Albanian Leader in Montenegro Wants Minorities in Government

Nik Gjeloshaj tells BIRN that Montenegro’s national minorities can fight for their goals better inside the government, signaling an end to years of cooperation with the once-ruling Democratic Party of Socialists

Parties representing Montenegro’s national minorities must be part of the new government as the best way of protecting their national interests following a watershed August election, a prominent ethnic Albanian leader in the country has told BIRN.

In a boost to the three main political blocs working to form a new government, Nik Gjeloshaj, leader of the ethnic Albanian coalition The Time is Now said Albanians were ready to join the negotiations that would, if successful, confine the Democratic Party of Socialists, DPS, to the opposition benches for the first time in three decades.

“I think that only through participation in government and state institutions, where important things are decided, Albanians can prevent bad decisions and so we as Albanian representatives can contribute to improving them,” Gjeloshaj, 41, said in an interview with BIRN.

Leaders of the three main blocs that together hold 41 of parliament’s 81 seats after the August 30 election has called on Montenegro’s national minorities to join them. Some, however, are wary given that the largest bloc, For the Future of Montenegro, contains strongly pro-Serbian and pro-Russian nationalist figures who previously opposed Montenegro’s break from its state union with Serbia in 2006.

Montenegro’s ethnic Albanians, in particular, have little desire to be drawn back into Serbia’s orbit two decades after NATO went to war to halt a wave of ethnic cleansing and killings by Serbian security forces in predominantly ethnic Albanian Kosovo, then a southern province of Serbia but since 2008 an independent state.

Gjeloshaj said some members of For the Future of Montenegro would have to work hard to gain the confidence of Montenegro’s national minorities. “Deeds are important to us, not just words,” he said.

“Especially when talking about politics, which is a delicate area, and the future of the one nation we represent.”

“Possible negotiations will show whether the invitation of the new majority was of a formal nature or whether they are ready to accept our demands, which are in line with democratic standards and international conventions.”

“Our coalition negotiating platform will contain basic program principles that represent the principles of Albanian national parties,” Gjeloshaj added.

“If we reach an agreement about our program principles, for their implementation we must have representatives in state institutions. But above all, the principles are the priority.”

Minorities ready to abandon DPS

The Time is Now and Unanimously, both ethnic Albanian coalitions, hold one seat each in parliament. A mathematics teacher by trade, Gjeloshaj became a local political star in March 2019 when he was elected the first mayor of the restored municipality of Tuzi, his native town near the border with Albania. Tuzi once enjoyed the status of a municipality but lost it in 1957 when Montenegro was part of the federal Yugoslavia.

Administered as an outlying district of the capital, Podgorica, Tuzi’s 3,000 inhabitants long wanted to run their own affairs again. After much pressure, the government restored Tuzi’s municipal status in 2018.

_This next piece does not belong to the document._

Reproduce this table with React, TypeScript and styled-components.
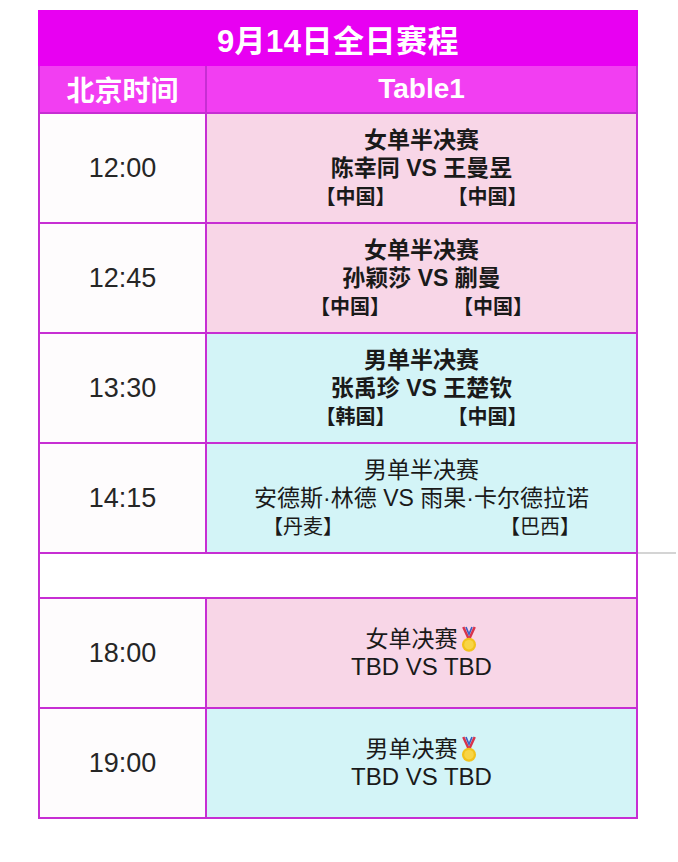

The three main opposition blocs negotiating to form the government have pledged to honor Montenegro’s international commitments, such as membership of NATO, and to keep the country on the path to membership of the European Union, goals that are strongly supported by the ethnic Albanian minority. They have also given assurances that Montenegro will not reverse its recognition of Kosovo as an independent.

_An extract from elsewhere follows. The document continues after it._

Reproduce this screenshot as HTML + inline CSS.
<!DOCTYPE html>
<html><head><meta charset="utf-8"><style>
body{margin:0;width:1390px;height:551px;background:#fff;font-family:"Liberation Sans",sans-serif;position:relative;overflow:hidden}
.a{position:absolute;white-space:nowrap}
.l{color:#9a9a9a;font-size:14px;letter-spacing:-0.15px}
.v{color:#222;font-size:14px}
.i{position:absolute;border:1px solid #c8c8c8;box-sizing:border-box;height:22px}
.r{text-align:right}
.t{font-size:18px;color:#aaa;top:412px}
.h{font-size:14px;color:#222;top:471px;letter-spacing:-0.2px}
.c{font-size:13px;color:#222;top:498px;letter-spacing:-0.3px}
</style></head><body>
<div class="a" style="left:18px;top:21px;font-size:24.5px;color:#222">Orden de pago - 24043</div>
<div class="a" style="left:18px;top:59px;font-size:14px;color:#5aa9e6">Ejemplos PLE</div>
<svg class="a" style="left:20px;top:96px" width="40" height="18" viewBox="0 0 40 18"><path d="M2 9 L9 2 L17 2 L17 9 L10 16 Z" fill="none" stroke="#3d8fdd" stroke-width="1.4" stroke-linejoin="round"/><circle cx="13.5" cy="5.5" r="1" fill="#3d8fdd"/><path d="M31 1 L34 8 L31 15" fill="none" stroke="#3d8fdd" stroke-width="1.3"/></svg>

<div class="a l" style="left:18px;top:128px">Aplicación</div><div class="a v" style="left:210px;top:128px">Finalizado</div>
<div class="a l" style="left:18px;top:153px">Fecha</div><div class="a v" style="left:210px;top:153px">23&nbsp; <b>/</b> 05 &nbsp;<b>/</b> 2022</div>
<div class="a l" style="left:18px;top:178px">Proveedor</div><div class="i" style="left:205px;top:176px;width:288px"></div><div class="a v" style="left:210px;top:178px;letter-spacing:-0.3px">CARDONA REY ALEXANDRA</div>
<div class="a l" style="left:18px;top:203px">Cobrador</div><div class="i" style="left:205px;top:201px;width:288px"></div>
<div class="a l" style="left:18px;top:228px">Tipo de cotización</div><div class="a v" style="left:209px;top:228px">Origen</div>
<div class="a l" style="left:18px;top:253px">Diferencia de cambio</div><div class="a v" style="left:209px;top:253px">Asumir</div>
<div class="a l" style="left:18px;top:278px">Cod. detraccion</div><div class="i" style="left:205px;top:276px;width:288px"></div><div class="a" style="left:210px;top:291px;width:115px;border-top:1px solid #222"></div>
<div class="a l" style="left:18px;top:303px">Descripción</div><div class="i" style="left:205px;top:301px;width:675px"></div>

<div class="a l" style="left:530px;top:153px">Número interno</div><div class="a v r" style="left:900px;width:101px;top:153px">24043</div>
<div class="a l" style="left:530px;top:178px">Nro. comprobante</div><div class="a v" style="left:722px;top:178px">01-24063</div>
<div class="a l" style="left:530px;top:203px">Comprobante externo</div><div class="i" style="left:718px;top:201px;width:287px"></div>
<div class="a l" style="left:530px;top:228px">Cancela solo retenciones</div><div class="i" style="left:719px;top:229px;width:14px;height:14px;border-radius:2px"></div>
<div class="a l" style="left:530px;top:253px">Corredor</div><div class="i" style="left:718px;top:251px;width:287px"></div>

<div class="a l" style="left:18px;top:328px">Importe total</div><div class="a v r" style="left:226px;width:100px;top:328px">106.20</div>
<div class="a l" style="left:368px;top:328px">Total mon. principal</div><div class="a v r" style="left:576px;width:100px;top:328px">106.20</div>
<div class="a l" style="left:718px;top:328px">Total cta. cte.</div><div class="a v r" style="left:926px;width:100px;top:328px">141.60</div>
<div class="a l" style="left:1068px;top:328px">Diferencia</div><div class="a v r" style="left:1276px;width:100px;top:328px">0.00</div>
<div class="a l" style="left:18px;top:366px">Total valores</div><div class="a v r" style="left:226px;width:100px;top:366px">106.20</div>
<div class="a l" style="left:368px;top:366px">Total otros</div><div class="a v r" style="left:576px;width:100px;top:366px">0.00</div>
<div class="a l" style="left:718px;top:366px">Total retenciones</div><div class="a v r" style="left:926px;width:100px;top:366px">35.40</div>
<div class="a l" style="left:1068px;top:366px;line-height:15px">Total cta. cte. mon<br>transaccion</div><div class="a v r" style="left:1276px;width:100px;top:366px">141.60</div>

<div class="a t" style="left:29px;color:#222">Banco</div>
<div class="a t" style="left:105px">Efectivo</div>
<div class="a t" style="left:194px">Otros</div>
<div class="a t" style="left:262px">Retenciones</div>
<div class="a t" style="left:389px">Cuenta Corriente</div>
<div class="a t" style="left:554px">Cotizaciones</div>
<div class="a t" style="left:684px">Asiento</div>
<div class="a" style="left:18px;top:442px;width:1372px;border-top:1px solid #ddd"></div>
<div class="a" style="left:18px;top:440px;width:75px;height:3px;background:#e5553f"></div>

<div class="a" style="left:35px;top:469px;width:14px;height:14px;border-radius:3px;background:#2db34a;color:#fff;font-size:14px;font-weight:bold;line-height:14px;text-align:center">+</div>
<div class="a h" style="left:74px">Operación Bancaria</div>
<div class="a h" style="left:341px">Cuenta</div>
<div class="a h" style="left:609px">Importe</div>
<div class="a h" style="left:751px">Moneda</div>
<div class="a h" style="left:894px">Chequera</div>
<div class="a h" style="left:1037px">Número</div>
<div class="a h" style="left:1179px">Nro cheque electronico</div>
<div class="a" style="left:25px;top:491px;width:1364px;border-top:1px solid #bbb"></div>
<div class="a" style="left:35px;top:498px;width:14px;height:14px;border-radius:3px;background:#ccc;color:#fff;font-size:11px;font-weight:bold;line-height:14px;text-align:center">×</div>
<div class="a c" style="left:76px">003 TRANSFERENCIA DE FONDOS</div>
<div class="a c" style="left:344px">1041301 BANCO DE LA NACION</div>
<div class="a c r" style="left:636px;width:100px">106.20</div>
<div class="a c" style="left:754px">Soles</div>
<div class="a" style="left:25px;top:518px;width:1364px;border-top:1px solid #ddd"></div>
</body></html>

Gjeloshaj’s call for cooperation follows that of the party representing the Bosniak minority with three seats in parliament. Other ethnic Albanian representatives have also said they are open to negotiations.

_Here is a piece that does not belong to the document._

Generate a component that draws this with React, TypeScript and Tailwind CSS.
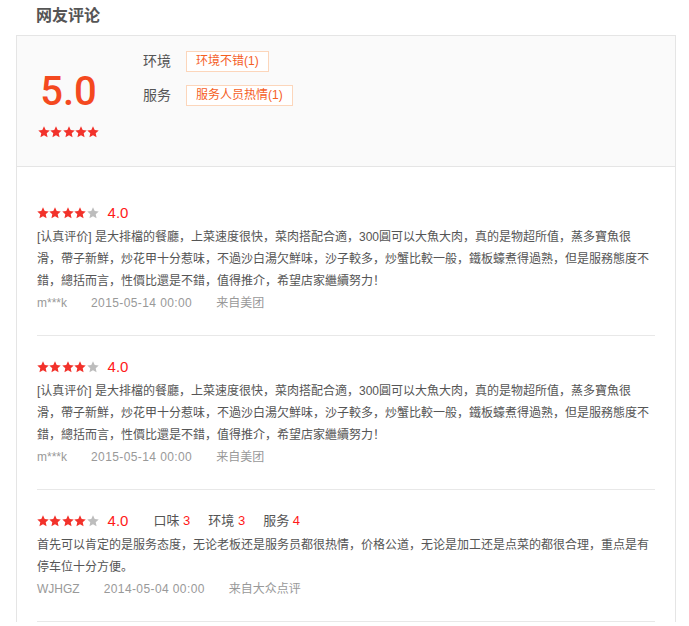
import React from 'react';

// Avis des internautes : résumé + liste des commentaires
const STAR_PATH = 'M12 1.8l3.05 6.6 7.15.8-5.35 4.9 1.5 7.1L12 17.6l-6.35 3.6 1.5-7.1L1.8 9.2l7.15-.8z';

function Stars({ count }: { count: number }) {
  return (
    <div className="flex items-center gap-[0.4px]">
      {[0, 1, 2, 3, 4].map((i) => (
        <svg key={i} viewBox="1.3 1.3 21.4 21.4" className="w-[12px] h-[12px]">
          <path d={STAR_PATH} fill={i < count ? '#f2322b' : '#bdbdbd'} />
        </svg>
      ))}
    </div>
  );
}

const LONG_TEXT =
  '[认真评价] 是大排檔的餐廳，上菜速度很快，菜肉搭配合適，300圓可以大魚大肉，真的是物超所值，蒸多寶魚很滑，帶子新鮮，炒花甲十分惹味，不過沙白湯欠鮮味，沙子較多，炒蟹比較一般，鐵板蠔煮得過熟，但是服務態度不錯，總括而言，性價比還是不錯，值得推介，希望店家繼續努力！';

const reviews = [
  { id: 1, stars: 4, score: '4.0', text: LONG_TEXT, user: 'm***k', date: '2015-05-14 00:00', source: '来自美团', details: null },
  { id: 2, stars: 4, score: '4.0', text: LONG_TEXT, user: 'm***k', date: '2015-05-14 00:00', source: '来自美团', details: null },
  {
    id: 3,
    stars: 4,
    score: '4.0',
    text: '首先可以肯定的是服务态度，无论老板还是服务员都很热情，价格公道，无论是加工还是点菜的都很合理，重点是有停车位十分方便。',
    user: 'WJHGZ',
    date: '2014-05-04 00:00',
    source: '来自大众点评',
    details: [
      { label: '口味', value: 3 },
      { label: '环境', value: 3 },
      { label: '服务', value: 4 },
    ],
  },
];

const tags = [
  { label: '环境', tag: '环境不错(1)' },
  { label: '服务', tag: '服务人员热情(1)' },
];

export default function App() {
  return (
    <div className="w-[689px] h-[626px] overflow-hidden bg-white font-['Liberation_Sans','Noto_Sans_CJK_SC',sans-serif]">
      {/* ── Titre ── */}
      <div className="h-[35px] pl-[36px] pt-[6px]">
        <h2 className="text-[16px] leading-[20px] font-bold text-[#555555]">网友评论</h2>
      </div>

      <div className="ml-[16px] w-[660px] border-x border-t border-[#e5e5e5]">
        {/* ── Résumé ── */}
        <div className="h-[131px] bg-[#fafafa] border-b border-[#e5e5e5] flex">
          <div className="pl-[20px] pt-[36px] w-[83px] flex flex-col items-center">
            <div className="w-[63px] text-center text-[40px] leading-[40px] font-medium text-[#f4491f] font-['Roboto',sans-serif]">
              5.0
            </div>
            <div className="mt-[14px]">
              <Stars count={5} />
            </div>
          </div>

          <div className="ml-[43px] pt-[15px] flex flex-col gap-[13px]">
            {tags.map((t) => (
              <div key={t.label} className="flex items-center h-[21px]">
                <span className="w-[43px] text-[14px] text-[#555555]">{t.label}</span>
                <span className="h-[21px] px-[9px] border border-[#fcd6bb] bg-white text-[12px] leading-[19px] text-[#f5601f]">
                  {t.tag}
                </span>
              </div>
            ))}
          </div>
        </div>

        {/* ── Liste des avis ── */}
        <div className="px-[20px] pt-[15px]">
          {reviews.map((r) => (
            <div key={r.id} className="pt-[18px] pb-[21px] border-b border-[#e8e8e8]">
              <div className="h-[26px] flex items-center">
                <Stars count={r.stars} />
                <span className="ml-[9px] text-[15px] text-[#ff1a1a]">{r.score}</span>
                {r.details && (
                  <div className="ml-[25px] flex items-center gap-[18px]">
                    {r.details.map((d) => (
                      <span key={d.label} className="text-[13px] text-[#555555]">
                        {d.label} <span className="text-[#ff1a1a]">{d.value}</span>
                      </span>
                    ))}
                  </div>
                )}
              </div>
              <p className="w-[614px] text-[12px] leading-[22px] text-[#555555]">{r.text}</p>
              <div className="flex text-[12px] leading-[22px] text-[#999999]">
                <span className="mr-[24px]">{r.user}</span>
                <span className="mr-[24px] tracking-[0.4px]">{r.date}</span>
                <span>{r.source}</span>
              </div>
            </div>
          ))}
        </div>
      </div>
    </div>
  );
}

Montenegro is a multi-ethnic state unusual in the Balkans in having no overwhelmingly dominant community. Some 45 percent of the country’s 650,000 people identify as Montenegrin, 29 percent as Serb, 4.9 percent as Albanian and 8.6 percent as Bosniak.

For years, Bosniaks and Albanians in parliament allied with the DPS in government.

At the end of last year, Andrija Mandic, a prominent Serb leader in For the Future of Montenegro, accused minority parties of complicity in what he said were state policies against Serbs under the DPS and its leader, President Milo Djukanovic.

The remark came at a moment of great controversy, with minority parties voting with the DPS in passing a law on religious freedom that Serbs and the Serbian Orthodox Church say is designed to strip the Church of its property, triggering months of street protests that rocked the government. After the election, Mandic called on minority parties to join the new majority in parliament.

With the DPS calling on them to join the opposition, Gjeloshaj said Albanian parties would decide their own political path.

“We continue to fully share foreign policy goals with the DPS and to care for Montenegro’s path,” he said, “but we believe that we can fight better and stronger around our program goals within the executive branch.”

He stressed that Albanian parties retained the strong support of neighboring Albania, Kosovo and “strategic partner” US.

“What needs to be emphasized is that everyone is responsible for their decisions and it is very important to us that our decisions are compatible with the views of strategic partners,” he said.

“We have great cooperation with Kosovo and Albania representatives, and it will get better every day. We do not interfere in their decisions for which they take responsibility, and so far they have not interfered in our decisions, for which we take responsibility.”